Fine Fibral wool, a non metallic abrasive wool. The brand I use is no longer made but Superior Abrasives sells I believe the exact same product called Shur Brite Wool

Polishing paper, I use 3M polishing paper in 1200, 4000 and 6000 grits

Mineral oil and/or wax, I'll use mineral oil if the rest of the handle is stag (oil is good for the stag also) and Renaissance wax if the handle is wood



My current method;

1) After shaping the bronze bring finish to almost mirror (no visible sandpaper scratches), I'll use the 3M polishing papers with firm backing so I don't deform the shape.

2) Etch the surface of the bronze with the mild acid, (around 5% solution), visibly all this should do is dull the finish giving the patina a better bite.

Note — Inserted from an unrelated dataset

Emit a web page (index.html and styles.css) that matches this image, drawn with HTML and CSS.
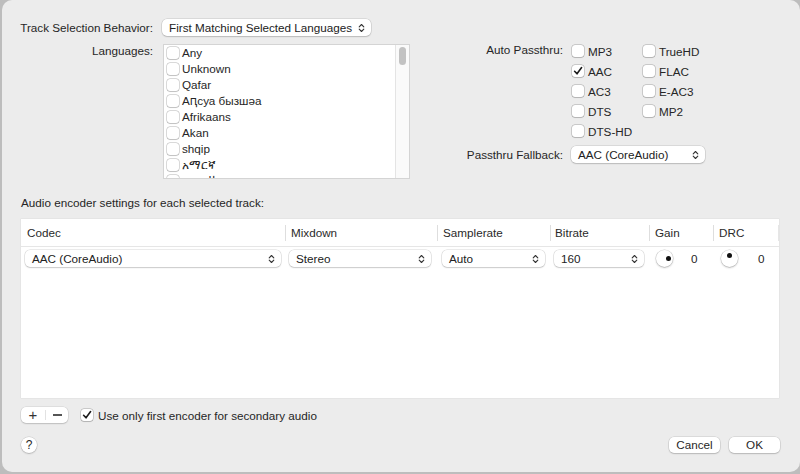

3) Apply patina with cotton applicator, I use a diluted solution, 3 parts distilled water - 1 part patina. Keep rubbing the patina on until you reach a consistent, desired color.

4) Using the fine fibral wool rub the bronze until you stop removing the patina, it'll probably look blotchy. Apply more patina then rub again with the wool, less patina should now be coming off. I'll repeat this until no patina rubs off, usually 3 - 4 times.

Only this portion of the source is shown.